Jesse Helms Awarded Heritage Foundation’s “Highest Honor” for Service to U.S.

Conservative Sen. Jesse Helms, 86, a truly great American and champion of freedom, died at 1:15 a.m. today. Helms, who gave our country three decades of service as a U.S. senator from North Carolina, was ill in recent years.

Heritage President Ed Feulner (pictured at right with Helms and his wife Dorothy) presented Helms in 2002 with the Clare Boothe Luce Award, Heritage’s highest honor, calling him a “dedicated, unflinching and articulate advocate of conservative policy and principle.”

In response to today’s sad news, Feulner offered this statement:

Jesse Helms was one of the most consequential figures of the 20th century. Along with Barry Goldwater and Ronald Reagan, he helped establish the conservative movement and became a powerful voice for free markets and free people. The defeat of Soviet communism and the rise of Ronald Reagan would not have happened without his intrepid leadership at decisive times.

July 4, 2008, like July 4, 1826, and July 4, 1831, will long be remembered as a very special day in the history of American independence. On the Fourth of July 1826, John Adams and Thomas Jefferson both died. On the Fourth of July 1831, James Monroe died. On the Fourth of July 2008, another great American patriot, Jesse Helms, died.

He was the longest serving U.S. senator from North Carolina and a great friend to The Heritage Foundation. Although America has lost a great Patriot, his legacy will live on.

UPDATE — 12:28 p.m.: Reflections on Helms’ life are pouring in.

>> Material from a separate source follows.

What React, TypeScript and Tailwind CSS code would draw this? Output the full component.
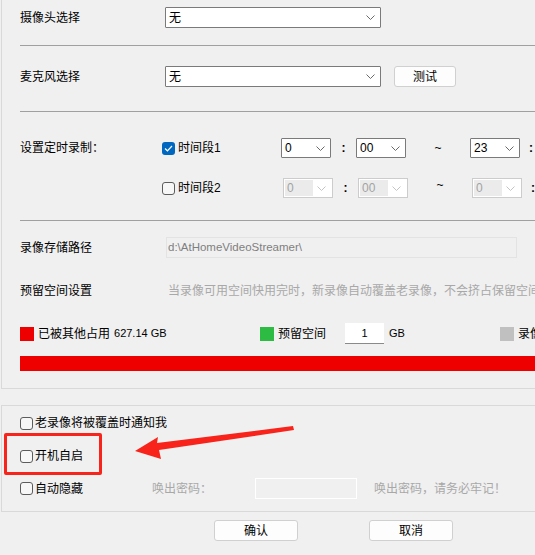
import React from "react";

const font = { fontFamily: '"Liberation Sans", "Noto Sans CJK SC", sans-serif' };

const Chevron = ({ disabled = false }: { disabled?: boolean }) => (
  <svg width="9" height="5" viewBox="0 0 9 5" className="flex-none">
    <path d="M0.5 0.5 L4.5 4.5 L8.5 0.5" fill="none" stroke={disabled ? "#c4c4c4" : "#6a6a6a"} strokeWidth="1" />
  </svg>
);

const Select = ({ value, className, disabled = false }: { value: string; className: string; disabled?: boolean }) =>
  disabled ? (
    <div className={`flex h-[20px] items-center justify-between border border-[#cccccc] bg-white pr-[6px] ${className}`}>
      <div className="ml-[1px] flex h-[16px] w-[28px] items-center bg-[#ebebeb] pl-[2px] text-[12px] text-[#a3a3a3]">{value}</div>
      <Chevron disabled />
    </div>
  ) : (
    <div className={`flex items-center justify-between rounded-[1px] border border-[#7a7a7a] bg-white pl-[3px] pr-[5px] text-[12px] text-black ${className}`}>
      <span>{value}</span>
      <Chevron />
    </div>
  );

const CheckBox = ({ checked = false }: { checked?: boolean }) =>
  checked ? (
    <div className="flex h-[13px] w-[13px] flex-none items-center justify-center rounded-[3px] bg-[#0067c0]">
      <svg width="9" height="7" viewBox="0 0 9 7">
        <path d="M1 3.5 L3.4 5.8 L8 1" fill="none" stroke="white" strokeWidth="1.2" />
      </svg>
    </div>
  ) : (
    <div className="h-[13px] w-[13px] flex-none rounded-[3px] border border-[#5c5c5c] bg-[#f7f7f7]" />
  );

const Divider = ({ className }: { className: string }) => (
  <div className={`ml-[18px] h-px flex-none bg-[#a0a0a0] ${className}`} />
);

const TimeRow = ({ index, checked, values, className }: { index: number; checked: boolean; values: string[]; className: string }) => (
  <div className={`flex h-[20px] flex-none items-center ${className}`}>
    <div className="w-[160px] flex-none pl-[18px]">{index === 1 ? "设置定时录制：" : ""}</div>
    <div className={`flex flex-none items-center ${checked ? "w-[119px]" : "w-[121px]"}`}>
      <CheckBox checked={checked} />
      <span className="ml-[3px]">时间段{index}</span>
    </div>
    <Select value={values[0]} disabled={!checked} className="h-[20px] w-[50px] flex-none" />
    <div className="w-[25px] flex-none text-center font-bold">:</div>
    <Select value={values[1]} disabled={!checked} className="h-[20px] w-[50px] flex-none" />
    <div className={`w-[64px] flex-none text-center ${checked ? "" : "-mt-[6px]"}`}>~</div>
    <Select value={values[2]} disabled={!checked} className="h-[20px] w-[50px] flex-none" />
    <div className="w-[22px] flex-none text-center font-bold">:</div>
    <Select value="00" disabled={!checked} className="h-[20px] w-[50px] flex-none" />
  </div>
);

export default function App() {
  return (
    <div className="relative flex h-[555px] w-[535px] flex-col overflow-hidden bg-[#f0f0f0] text-[12px] text-black" style={font}>
      {/* top settings panel */}
      <div className="ml-[1px] flex h-[389px] flex-none flex-col border-b border-l border-[#d9d9d9]">
        <div className="mt-[7px] flex h-[21px] flex-none items-center">
          <div className="w-[163px] flex-none pl-[18px]">摄像头选择</div>
          <Select value="无" className="h-[21px] w-[216px] flex-none" />
        </div>
        <Divider className="mt-[17px]" />

        <div className="mt-[20px] flex h-[21px] flex-none items-center">
          <div className="w-[163px] flex-none pl-[18px]">麦克风选择</div>
          <Select value="无" className="h-[21px] w-[216px] flex-none" />
          <button className="ml-[13px] h-[21px] w-[62px] flex-none rounded-[3px] border border-[#d0d0d0] bg-[#fdfdfd] text-[12px]">
            测试
          </button>
        </div>
        <Divider className="mt-[24px]" />

        <TimeRow index={1} checked values={["0", "00", "23"]} className="mt-[26px]" />
        <TimeRow index={2} checked={false} values={["0", "00", "0"]} className="mt-[20px]" />
        <Divider className="mt-[22px]" />

        <div className="mt-[16px] flex h-[21px] flex-none items-center">
          <div className="w-[164px] flex-none pl-[18px]">录像存储路径</div>
          <div className="flex h-[21px] w-[351px] flex-none items-center border border-[#e3e3e3] bg-[#f0f0f0] pl-[1px] text-[11.5px] text-[#7f7f7f]">
            d:\AtHomeVideoStreamer\
          </div>
        </div>

        <div className="mt-[23px] flex h-[20px] flex-none items-center whitespace-nowrap">
          <div className="w-[166px] flex-none pl-[18px]">预留空间设置</div>
          <div className="text-[#a8a8a8]">当录像可用空间快用完时，新录像自动覆盖老录像，不会挤占保留空间</div>
        </div>

        <div className="mt-[22px] flex h-[21px] flex-none items-center whitespace-nowrap pl-[18px]">
          <div className="flex w-[240px] flex-none items-center">
            <div className="h-[14px] w-[14px] flex-none bg-[#ee0000]" />
            <span className="ml-[4px]">已被其他占用</span>
            <span className="ml-[4px] text-[11px]">627.14 GB</span>
          </div>
          <div className="flex w-[240px] flex-none items-center">
            <div className="h-[14px] w-[14px] flex-none bg-[#2dbb44]" />
            <span className="ml-[4px] w-[67px] flex-none">预留空间</span>
            <div className="flex h-[21px] w-[39px] flex-none items-center justify-center border-b border-[#8a8a8a] bg-white text-[11px]">1</div>
            <span className="ml-[5px] text-[11px]">GB</span>
          </div>
          <div className="flex flex-none items-center">
            <div className="h-[14px] w-[14px] flex-none bg-[#c0c0c0]" />
            <span className="ml-[4px]">录像可用空间</span>
          </div>
        </div>

        <div className="ml-[18px] mt-[12px] h-[15px] flex-none bg-[#ee0000]" />
      </div>

      {/* bottom options box */}
      <div className="ml-[1px] mt-[16px] flex h-[107px] flex-none flex-col border-b border-l border-t border-[#d9d9d9]">
        <div className="mt-[7px] flex h-[20px] flex-none items-center pl-[18px]">
          <CheckBox />
          <span className="ml-[2px]">老录像将被覆盖时通知我</span>
        </div>
        <div className="mt-[13px] flex h-[20px] flex-none items-center pl-[18px]">
          <CheckBox />
          <span className="ml-[2px]">开机自启</span>
        </div>
        <div className="mt-[12px] flex h-[21px] flex-none items-center whitespace-nowrap">
          <div className="flex w-[150px] flex-none items-center pl-[18px]">
            <CheckBox />
            <span className="ml-[2px]">自动隐藏</span>
          </div>
          <span className="w-[103px] flex-none text-[#a8a8a8]">唤出密码：</span>
          <div className="h-[21px] w-[102px] flex-none border border-white bg-[#f0f0f0]" />
          <span className="ml-[17px] text-[#a8a8a8]">唤出密码，请务必牢记！</span>
        </div>
      </div>

      <div className="mt-[8px] flex flex-none gap-[71px] pl-[214px]">
        <button className="h-[21px] w-[84px] rounded-[3px] border border-[#d0d0d0] bg-[#fdfdfd] text-[12px]">确认</button>
        <button className="h-[21px] w-[84px] rounded-[3px] border border-[#d0d0d0] bg-[#fdfdfd] text-[12px]">取消</button>
      </div>

      {/* annotation overlay */}
      <div className="absolute left-[4px] top-[433px] h-[42px] w-[98px] rounded-[2px] border-[3px] border-[#f8231b]" />
      <svg className="absolute left-0 top-0" width="535" height="555" viewBox="0 0 535 555">
        <polygon points="135,451 158,437 157,443 293,426 294,430 159,450 161,459" fill="#f8231b" />
      </svg>
    </div>
  );
}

Ben Domenech has written a wonderful post on RedState, and I’ve offered a few thoughts on my personal blog.

UPDATE — 6:40 p.m.: Heritage’s Ed Meese, former U.S. attorney general in the Reagan administration, offered these remarks in remembrance of Helms.

Jesse Helms was a great patriot and a true friend. His strong personal support of Ronald Reagan, both in the campaigns of 1976 and 1980 and in the Senate during the President’s two terms, was a critical element of the success of our 40th President.

Senator Helms was well known for his love of country and for his innate decency, honor, and courtliness. He respected others, including those with whom he disagreed, and, in return, was respected by them. His example of civility and courtesy should be a model for future generations of legislators, just as his fidelity to the Constitution and First Principles of our nation should inspire all our citizens.

We will miss Senator Helms, but we should treasure his memory and be grateful for his outstanding career of distinguished service.